╭──

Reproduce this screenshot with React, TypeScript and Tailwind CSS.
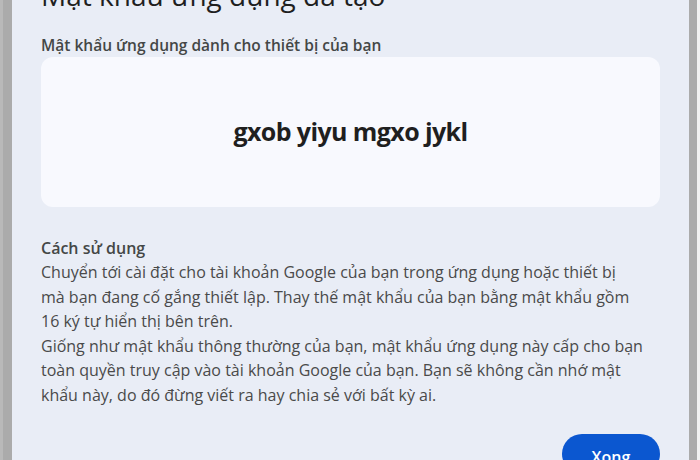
const lines = [
  "Chuyển tới cài đặt cho tài khoản Google của bạn trong ứng dụng hoặc thiết bị",
  "mà bạn đang cố gắng thiết lập. Thay thế mật khẩu của bạn bằng mật khẩu gồm",
  "16 ký tự hiển thị bên trên.",
  "Giống như mật khẩu thông thường của bạn, mật khẩu ứng dụng này cấp cho bạn",
  "toàn quyền truy cập vào tài khoản Google của bạn. Bạn sẽ không cần nhớ mật",
  "khẩu này, do đó đừng viết ra hay chia sẻ với bất kỳ ai.",
];

export default function App() {
  return (
    <div
      className="h-[460px] w-[700px] overflow-hidden bg-[#ababab] flex"
      style={{ fontFamily: "'Open Sans', 'Noto Sans', sans-serif" }}
    >
      <div className="w-[3px] bg-[#b9b9b9] shrink-0" />
      <div className="w-[9px] shrink-0" />
      <div className="w-[677px] shrink-0 bg-[#e9edf6] -mt-[23px] pl-[29px] pr-[29px] flex flex-col">
        <h1 className="shrink-0 text-[28px] leading-[36px] text-[#1f1f1f] font-normal">
          Mật khẩu ứng dụng đã tạo
        </h1>
        <div className="shrink-0 mt-[21px] text-[15.5px] leading-[22px] font-semibold text-[#444746]">
          Mật khẩu ứng dụng dành cho thiết bị của bạn
        </div>
        <div className="shrink-0 mt-[1px] h-[150px] w-[619px] rounded-[12px] bg-[#f8f9fe] flex items-center justify-center">
          <span className="text-[25px] font-bold text-[#1f1f1f] tracking-[-0.6px]">
            gxob yiyu mgxo jykl
          </span>
        </div>
        <div className="shrink-0 mt-[30px] text-[16px] leading-[22px] font-semibold text-[#444746]">
          Cách sử dụng
        </div>
        <div className="shrink-0 mt-[1px] text-[16px] leading-[24.5px] text-[#4a4a4a]">
          {lines.map((l) => (
            <div key={l} className="whitespace-nowrap">
              {l}
            </div>
          ))}
        </div>
        <div className="shrink-0 mt-[27px] flex justify-end w-[619px]">
          <button className="h-[40px] w-[98px] rounded-full bg-[#0b57d0] text-white text-[16px] font-semibold pt-[6px]">
            Xong
          </button>
        </div>
      </div>
      <div className="w-[8px] shrink-0" />
      <div className="w-[3px] bg-[#f2f2f2] shrink-0" />
    </div>
  );
}
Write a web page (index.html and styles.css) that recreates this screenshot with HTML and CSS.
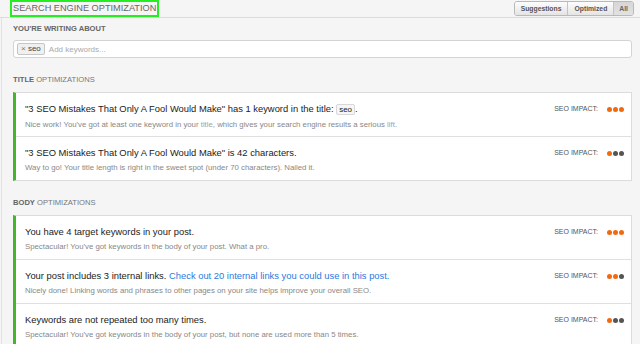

╰──

**Directions for this task**
Only the number is wanted: how many lines in the entries above contain the word "with"?

**Problem solution**
2